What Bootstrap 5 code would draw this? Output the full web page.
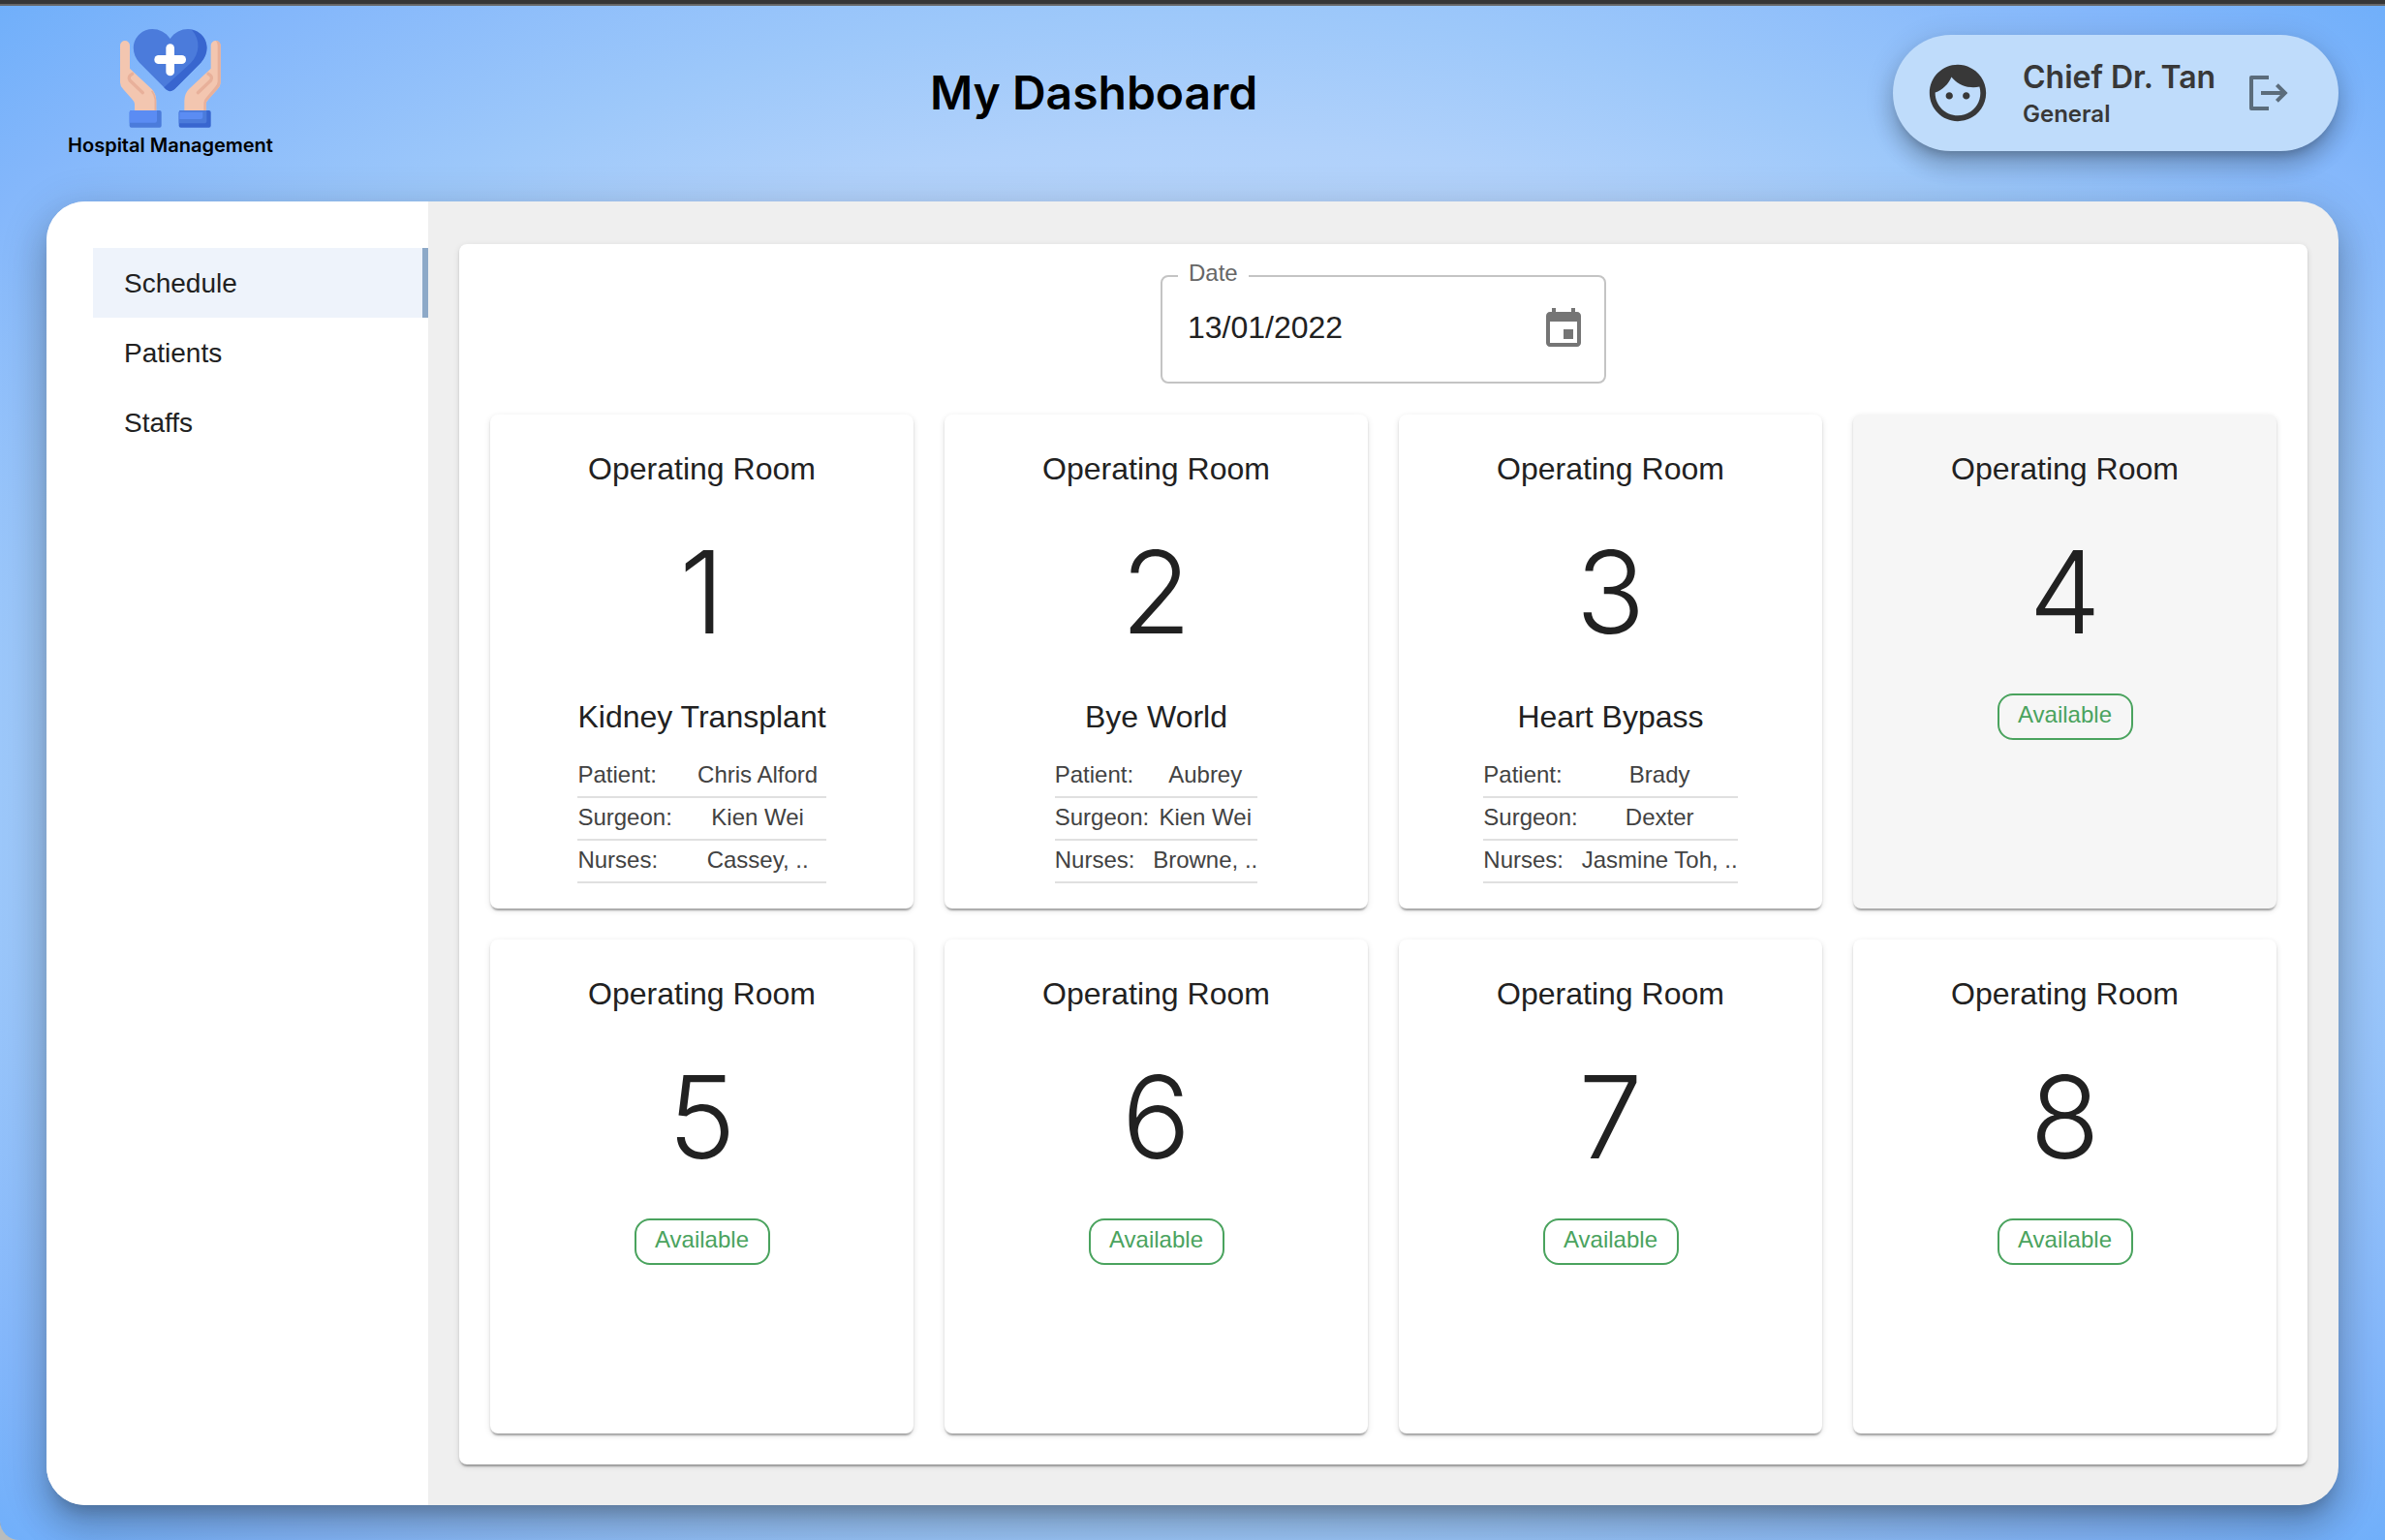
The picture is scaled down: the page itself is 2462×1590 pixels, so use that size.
<!DOCTYPE html>
<html lang="en">
<head>
<meta charset="utf-8">
<meta name="viewport" content="width=device-width, initial-scale=1">
<title>My Dashboard</title>
<link href="https://cdn.jsdelivr.net/npm/bootstrap@5.3.0/dist/css/bootstrap.min.css" rel="stylesheet">
<style>
  body { font-family: "Liberation Sans", Arial, sans-serif; color: #212121; background: #b9bcbc; }
  .page-shell {
    min-height: 100vh;
    padding: 0 48px 36px;
    border-top: 4px solid #363636;
    border-bottom-left-radius: 20px;
    background: radial-gradient(ellipse farthest-corner at center, #e0edfd 0%, #b0d1fb 58%, #9dc8fa 70%, #84b7fb 88%, #70affa 100%);
    box-shadow: inset 0 2px 0 #666;
  }
  .brand-font { font-family: Inter, "Open Sans", sans-serif; font-weight: 600; }
  .top-header { min-height: 204px; padding-bottom: 20px; }
  .logo-block { width: 256px; gap: 4px; color: #000; }
  .logo-block svg { width: 104px; height: 104px; }
  .logo-name { font-size: 20px; line-height: 28px; }
  .page-title { font-size: 48px; line-height: 60px; color: #000; }
  .user-pill {
    width: 460px; height: 120px; padding: 0 48px 0 32px; border-radius: 60px;
    background: #bfdcfb; color: #383838;
    box-shadow: 0 10px 10px -6px rgba(0,0,0,.2), 0 16px 20px 2px rgba(0,0,0,.14), 0 6px 28px 4px rgba(0,0,0,.12);
  }
  .face-icon { width: 70px; height: 70px; }
  .user-text { margin-left: 32px; padding-top: 4px; }
  .user-name { font-size: 32px; line-height: 40px; }
  .user-dept { font-size: 24px; line-height: 36px; }
  .icon-btn { color: #5b6c7b; line-height: 0; }
  .icon-btn svg { width: 48px; height: 48px; }
  .main-panel {
    border-radius: 40px; background: #efefef;
    box-shadow: 0 14px 16px -8px rgba(0,0,0,.2), 0 24px 34px 4px rgba(0,0,0,.14), 0 10px 44px 8px rgba(0,0,0,.12);
  }
  .side-nav { width: 394px; padding: 48px 0 48px 48px; background: #fff; }
  .side-nav .nav-link {
    padding: 2px 32px 0; font-size: 28px; line-height: 70px; color: #212121;
    border-right: 6px solid transparent; border-radius: 0;
  }
  .side-nav .nav-link.active { background: #eef3fb; border-right-color: #8da9c8; }
  .content-area { padding: 44px 32px 42px; min-width: 0; }
  .paper {
    border-radius: 8px; background: #fff;
    box-shadow: 0 4px 2px -2px rgba(0,0,0,.2), 0 2px 2px rgba(0,0,0,.14), 0 2px 6px rgba(0,0,0,.12);
  }
  .schedule { padding: 32px; }
  .date-field { width: 460px; height: 112px; padding: 0 18px 0 26px; border: 2px solid #c4c4c4; border-radius: 8px; }
  .date-field label { top: -18px; left: 16px; padding: 0 11px; background: #fff; font-size: 24px; line-height: 28px; color: #666; }
  .date-field input { border: 0; padding: 0; outline: 0; font-size: 32px; line-height: 48px; color: #212121; background: none; min-width: 0; margin-bottom: 4px; }
  .date-field .icon-btn { color: #757575; }
  .room-grid { --bs-gutter-x: 32px; --bs-gutter-y: 32px; margin-top: 0; }
  .room { min-height: 510px; padding: 32px 16px 26px; }
  .room.is-hovered { background: #f6f6f6; }
  .room-heading { font-size: 32px; line-height: 48px; }
  .room-number { font-family: Inter, Roboto, sans-serif; font-weight: 300; font-size: 118px; line-height: 144px; margin: 31px 0 33px; }
  .free-tag {
    min-width: 140px; padding: 6px 16px 10px; border: 2px solid #4aa35e; border-radius: 16px;
    font-size: 24px; line-height: 28px; color: #4aa35e;
  }
  .team-table { margin-top: 16px; min-width: 100%; font-size: 24px; line-height: 28px; color: #424242; white-space: nowrap; }
  .team-table th, .team-table td { padding: 6px 0 8px; border-bottom: 2px solid #e0e0e0; font-weight: 400; }
  .team-table th { padding-right: 4px; text-align: left; }
</style>
<script src="https://cdn.jsdelivr.net/npm/bootstrap@5.3.0/dist/js/bootstrap.bundle.min.js"></script>
</head>
<body>
<div class="page-shell d-flex flex-column">
  <header class="top-header brand-font d-flex justify-content-between align-items-center">
    <div class="logo-block d-flex flex-column align-items-center">
      <svg viewBox="376 84 312 312" aria-hidden="true">
        <path fill="#4b7bdb" d="M531 120C508 86 463 81 437 105C411 128 411 167 436 194L518 277Q531 288 544 277L626 194C651 167 651 128 625 105C599 81 554 86 531 120Z"/>
        <path fill="#3866cf" d="M598 92C626 125 623 165 594 196L512 271L518 277Q531 288 544 277L626 194C651 167 651 128 625 105Q613 95 598 92Z"/>
        <rect x="518" y="136" width="26" height="99" rx="13" fill="#fff"/>
        <rect x="482" y="171" width="98" height="27" rx="13" fill="#fff"/>
        <g id="hand">
          <path fill="#f3c6b0" d="M376 141a15 15 0 0 1 30 0V212L474 276Q488 290 488 312V342H421V322Q420 314 412 306L386 277Q376 267 376 256Z"/>
          <path fill="none" stroke="#e8b09a" stroke-width="10" stroke-linecap="round" stroke-linejoin="round" d="M414 229Q399 236 406 249L446 287"/>
        </g>
        <path fill="none" stroke="#e8b09a" stroke-width="5" d="M485 342V308Q484 294 474 281"/>
        <use href="#hand" transform="translate(1063 0) scale(-1 1)"/>
        <path fill="#e8b09a" d="M672 126Q687 128 687 141V256Q687 267 677 277L651 306Q642 314 642 322V342H635V318Q636 308 645 299L669 271Q678 262 678 252V141Q678 131 672 126Z"/>
        <rect x="405" y="342" width="99" height="53" rx="6" fill="#4b7bdb"/>
        <path fill="#5b8cf3" d="M411 342H490V374Q490 380 484 380H405V348Q405 342 411 342Z"/>
        <rect x="558" y="342" width="99" height="53" rx="6" fill="#3866cf"/>
        <path fill="#4b7bdb" d="M564 342H644V374Q644 382 636 382H558V348Q558 342 564 342Z"/>
        <path fill="#5b8cf3" d="M560 347H632V362Q632 369 625 369H560Z"/>
      </svg>
      <div class="logo-name">Hospital Management</div>
    </div>
    <h1 class="page-title brand-font m-0">My Dashboard</h1>
    <div class="user-pill d-flex align-items-center">
      <svg class="face-icon flex-shrink-0" viewBox="0 0 24 24" fill="currentColor" aria-hidden="true"><path d="M10.25 13c0 .69-.56 1.25-1.25 1.25S7.75 13.69 7.75 13s.56-1.25 1.25-1.25 1.25.56 1.25 1.25zM15 11.75c-.69 0-1.25.56-1.25 1.25s.56 1.25 1.25 1.25 1.25-.56 1.25-1.25-.56-1.25-1.25-1.25zm7 .25c0 5.52-4.48 10-10 10S2 17.52 2 12 6.48 2 12 2s10 4.48 10 10zm-2 0c0-.78-.12-1.53-.33-2.24-.7.15-1.42.24-2.17.24-3.13 0-5.92-1.44-7.76-3.69C8.69 8.87 6.6 10.88 4 11.86c.01.04 0 .09 0 .14 0 4.41 3.59 8 8 8s8-3.59 8-8z"/></svg>
      <div class="user-text flex-grow-1 text-nowrap">
        <div class="user-name">Chief Dr. Tan</div>
        <div class="user-dept">General</div>
      </div>
      <button type="button" class="icon-btn btn p-0 border-0" aria-label="Log out">
        <svg viewBox="0 0 24 24" fill="none" stroke="currentColor" stroke-width="2"><path d="M12 4H3V20H12" stroke-linejoin="round"/><path d="M8 12H20.5M16.2 7.8L20.4 12L16.2 16.2"/></svg>
      </button>
    </div>
  </header>

  <div class="main-panel d-flex flex-grow-1 overflow-hidden">
    <nav class="side-nav nav flex-column flex-shrink-0 flex-nowrap">
      <a class="nav-link active" href="#" aria-current="page">Schedule</a>
      <a class="nav-link" href="#">Patients</a>
      <a class="nav-link" href="#">Staffs</a>
    </nav>
    <main class="content-area flex-grow-1">
      <section class="paper schedule">
        <div class="date-field position-relative d-flex align-items-center mx-auto">
          <label class="position-absolute" for="date">Date</label>
          <input class="flex-grow-1" id="date" type="text" value="13/01/2022">
          <button type="button" class="icon-btn btn p-0 border-0" aria-label="Choose date">
            <svg viewBox="0 0 24 24" fill="currentColor"><path d="M17 12h-5v5h5v-5zM16 1v2H8V1H6v2H5c-1.11 0-1.99.9-1.99 2L3 19c0 1.1.89 2 2 2h14c1.1 0 2-.9 2-2V5c0-1.1-.9-2-2-2h-1V1h-2zm3 18H5V8h14v11z"/></svg>
          </button>
        </div>
        <div class="room-grid row row-cols-1 row-cols-md-2 row-cols-xl-4 text-center">
          <div class="col"><article class="paper room h-100 d-flex flex-column align-items-center">
            <div class="room-heading">Operating Room</div><div class="room-number">1</div>
            <div><div class="room-heading">Kidney Transplant</div>
              <table class="team-table">
                <tr><th scope="row">Patient:</th><td>Chris Alford</td></tr>
                <tr><th scope="row">Surgeon:</th><td>Kien Wei</td></tr>
                <tr><th scope="row">Nurses:</th><td>Cassey, ..</td></tr>
              </table></div>
          </article></div>
          <div class="col"><article class="paper room h-100 d-flex flex-column align-items-center">
            <div class="room-heading">Operating Room</div><div class="room-number">2</div>
            <div><div class="room-heading">Bye World</div>
              <table class="team-table">
                <tr><th scope="row">Patient:</th><td>Aubrey</td></tr>
                <tr><th scope="row">Surgeon:</th><td>Kien Wei</td></tr>
                <tr><th scope="row">Nurses:</th><td>Browne, ..</td></tr>
              </table></div>
          </article></div>
          <div class="col"><article class="paper room h-100 d-flex flex-column align-items-center">
            <div class="room-heading">Operating Room</div><div class="room-number">3</div>
            <div><div class="room-heading">Heart Bypass</div>
              <table class="team-table">
                <tr><th scope="row">Patient:</th><td>Brady</td></tr>
                <tr><th scope="row">Surgeon:</th><td>Dexter</td></tr>
                <tr><th scope="row">Nurses:</th><td>Jasmine Toh, ..</td></tr>
              </table></div>
          </article></div>
          <div class="col"><article class="paper room is-hovered h-100 d-flex flex-column align-items-center">
            <div class="room-heading">Operating Room</div><div class="room-number">4</div>
            <div class="free-tag">Available</div>
          </article></div>
          <div class="col"><article class="paper room h-100 d-flex flex-column align-items-center">
            <div class="room-heading">Operating Room</div><div class="room-number">5</div>
            <div class="free-tag">Available</div>
          </article></div>
          <div class="col"><article class="paper room h-100 d-flex flex-column align-items-center">
            <div class="room-heading">Operating Room</div><div class="room-number">6</div>
            <div class="free-tag">Available</div>
          </article></div>
          <div class="col"><article class="paper room h-100 d-flex flex-column align-items-center">
            <div class="room-heading">Operating Room</div><div class="room-number">7</div>
            <div class="free-tag">Available</div>
          </article></div>
          <div class="col"><article class="paper room h-100 d-flex flex-column align-items-center">
            <div class="room-heading">Operating Room</div><div class="room-number">8</div>
            <div class="free-tag">Available</div>
          </article></div>
        </div>
      </section>
    </main>
  </div>
</div>
</body>
</html>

• • • • •

> [AIM] Looking back at the lines above, state how many contain the word "page", and supply nothing besides the number.

> [WRITTEN ANSWER] 7